Matrix over $\mathbb{C}$ with non-zero eigenvalues

Question

Let $M$ be a $n \times n$ matrix over the $\mathbb{C}$. Let $E$ be the set of eigenvalues, that is

$$E = \{\lambda \in \mathbb{C}: \exists v \in \mathbb{C}^n\setminus\{0\}, Mv=\lambda v\}.$$

By my previous question:

Does every invertible complex matrix have a non-zero eigenvalue?

i know that if the matrix is invertible it must have non zero eigenvalues, i.e. $E\cap\{0\}^c \neq \emptyset$ , but invertibility is clearly not a necessary condition.

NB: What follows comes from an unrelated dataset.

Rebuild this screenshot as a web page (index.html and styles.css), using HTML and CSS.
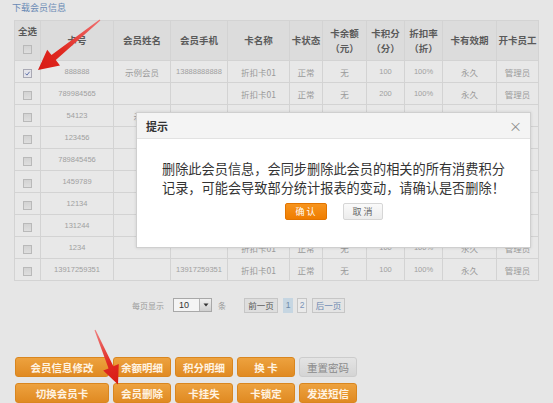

So my question is, what is a nice condition weaker then invertibility that is equivalent to $M$ having non-zero eigenvalues.

Answer 1

This is the case if and only if $M^n\neq 0$.

The reason is that if there is some $m$ such that $M^m = 0$ then also $M^n = 0$ since this is an $n\times n$ matrix. And if $M^m = 0$ for some $m$ then all eigenvalues are $0$, since any eigenvalue $\lambda$ will then also satisfy $\lambda^m = 0$ and thus be $0$.

In the other direction, if all eigenvalues are $0$ then $M$ is conjugate to an upper triangular matrix with $0$s on the diagonal and thus satisfies $M^n = 0$.